A first for No. 2? Jeter led off the ninth with a walk and Girardi promptly pulled him for a pinch runner, Eduardo Nunez, in an obvious concession to Jeter's age (39) and the fact that he is still not running full speed after suffering two fractures in his left ankle. It was the first time anyone could remember Jeter being run for in his 19-year career.
New York Yankees
Dueling aces: The matchup of Kuroda and Kershaw lived up to its advance billing, each matching zeroes for seven innings (Kershaw also pitched the eighth) and each held the opposing side to five hits. And like Andy Pettitte and Zack Greinke on Tuesday night, neither came away with a decision.
Close shave: Girardi sent out the erratic Boone Logan to pitch the eighth, and Logan allowed a leadoff single to Juan Uribe. And after Kershaw laid down a perfect sac bunt, it looked like the Dodgers were about to score the one run that would win the game. But Logan got Carl Crawford to fly out, intentionally walked the dangerous Puig, and survived when Adrian Gonzalez lined out hard to Brett Gardner in center.
Seventh hell: The Yankees got runners to first and second with two out in the eighth off Kershaw as Chris Stewart and Melky Mesa, hitting for Kuroda, singled. But Gardner, who had a tough night -- 0-for-4 with two Ks versus Kershaw -- popped out to shallow left to end the Yankees' second threat of the night.
Second chance: The Yankees had a great opportunity to do some damage to Kershaw in the second inning, when Vernon Wells dropped a single in front of Puig (Puig made a great diving stop to keep the ball from going past him) and Brent Lillibridge smacked a hanging curve into center to give the Yankees first and third with one out. But Nix popped out weakly to short and Stewart grounded into a force out to kill the threat.
Hiro's turn: Kuroda worked out of his own jam in the third inning, walking leadoff hitter Skip Schumaker, who went to second on a ground out. But given two chances to get the run home, the Dodgers stalled when Kershaw fouled out to left and Crawford went down hacking at a nasty 3-2 splitter that dove to his shoe tops.
Playin' the angles: The Yankees got a huge break in the seventh when Gonzalez's liner past Lillibridge at first, which looked like a sure leadoff double off the bat, caromed off the side wall and directly to Wells, who gunned down A-Gone going into second after he broke leisurely out of the box. It was just the third hit of the game off Kuroda to that point. Gonzalez's blunder loomed even larger when, with one out, Andre Ethier dropped a liner in front of Gardner in center that probably would have scored the first run of the game, and A.J. Ellis followed with a lined single to right. But Kuroda rendered the point moot by battling back to strike out Schumaker with a splitter, his go-to pitch of the night, to end the inning and preserve the scoreless tie. Even the normally impassive Kuroda was impressed; he pumped his fist and roared as he strode off the mound.
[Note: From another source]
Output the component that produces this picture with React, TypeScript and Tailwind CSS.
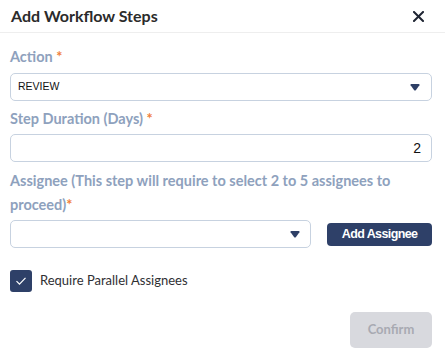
import React from 'react';

function Caret() {
  return (
    <svg width="10" height="7" viewBox="0 0 10 7" className="shrink-0">
      <path d="M0.6 1.2 Q0 0 1.4 0 H8.6 Q10 0 9.4 1.2 L5.8 6.2 Q5 7 4.2 6.2 Z" fill="#2e3f66" />
    </svg>
  );
}

function Label({ children }: { children: React.ReactNode }) {
  return (
    <div className="text-[14.5px] font-bold leading-[24px] text-[#8ea1bd]">
      {children}
      <span className="text-[#f07f3c]">*</span>
    </div>
  );
}

export default function App() {
  return (
    <div className="w-[445px] h-[358px] bg-white font-['Lato',sans-serif] text-[#333]">
      <div className="flex items-center justify-between h-[33px] pl-[11px] pr-[21px] border-b border-[#eeeeee]">
        <h1 className="text-[16px] font-bold text-[#2b2b2b]">Add Workflow Steps</h1>
        <svg width="11" height="11" viewBox="0 0 11 11">
          <path d="M1 1 L10 10 M10 1 L1 10" stroke="#1f2533" strokeWidth="2" strokeLinecap="square" />
        </svg>
      </div>

      <div className="px-[10px] pt-[12px] pr-[13px]">
        <Label>Action </Label>
        <div className="mt-[4px] flex items-center justify-between h-[28px] rounded-[5px] border border-[#c7d2e0] pl-[7px] pr-[11px]">
          <span className="font-['Liberation_Sans',sans-serif] text-[10.5px] text-[#111]">REVIEW</span>
          <Caret />
        </div>

        <div className="mt-[6px]">
          <Label>Step Duration (Days) </Label>
        </div>
        <div className="mt-[3px] flex items-center justify-end h-[28px] rounded-[5px] border border-[#c7d2e0] pr-[10px]">
          <span className="font-['Liberation_Sans',sans-serif] text-[14px] text-[#111]">2</span>
        </div>

        <div className="mt-[7px]">
          <Label>Assignee (This step will require to select 2 to 5 assignees to proceed)</Label>
        </div>
        <div className="mt-[3px] flex items-center gap-[16px]">
          <div className="flex items-center justify-end w-[302px] h-[28px] rounded-[5px] border border-[#c7d2e0] pr-[10px]">
            <Caret />
          </div>
          <button className="w-[105px] h-[23px] rounded-[4px] bg-[#2e4068] text-white font-['Liberation_Sans',sans-serif] font-bold text-[12.5px] tracking-[-0.6px]">
            Add Assignee
          </button>
        </div>

        <div className="mt-[22px] flex items-center gap-[8px]">
          <div className="w-[22px] h-[22px] rounded-[3px] bg-[#2e4068] flex items-center justify-center">
            <svg width="12" height="10" viewBox="0 0 12 10">
              <path d="M1.5 5.2 L4.5 8.2 L10.5 1.8" stroke="white" strokeWidth="1.2" fill="none" />
            </svg>
          </div>
          <span className="text-[13px] text-[#2f2f33]">Require Parallel Assignees</span>
        </div>

        <div className="mt-[20px] flex justify-end">
          <button className="w-[82px] h-[36px] rounded-[5px] bg-[#d8d9de] text-[#a8aab2] font-bold text-[13px]">
            Confirm
          </button>
        </div>
      </div>
    </div>
  );
}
For Mariano, A Rod: A fishing rod, that is. The Dodgers presented Mo with a fishing rod as his retirement gift on the latest stop of his season-long retirement tour. In return, Mo hooked the Dodgers in the ninth, striking out two of the three batters he faced in his final Dodger Stadium appearance to earn his 34th save of the season.
What's next: A two-hour bus ride down the coast to San Diego, the middle stop of this three-city road trip, followed by an off-day Thursday. On Friday, the Yankees start a three-game series against the Padres. Pitching matchups: CC Sabathia (9-9, 4.65) vs. RHP Andrew Cashner (7-5, 3.88) on Friday night; Ivan Nova (4-4, 3.41) vs. RHP Tyson Ross (2-4, 2.90) on Saturday and Phil Hughes (4-9, 4.58), still a Yankee, vs. TBA in Sunday afternoon's finale.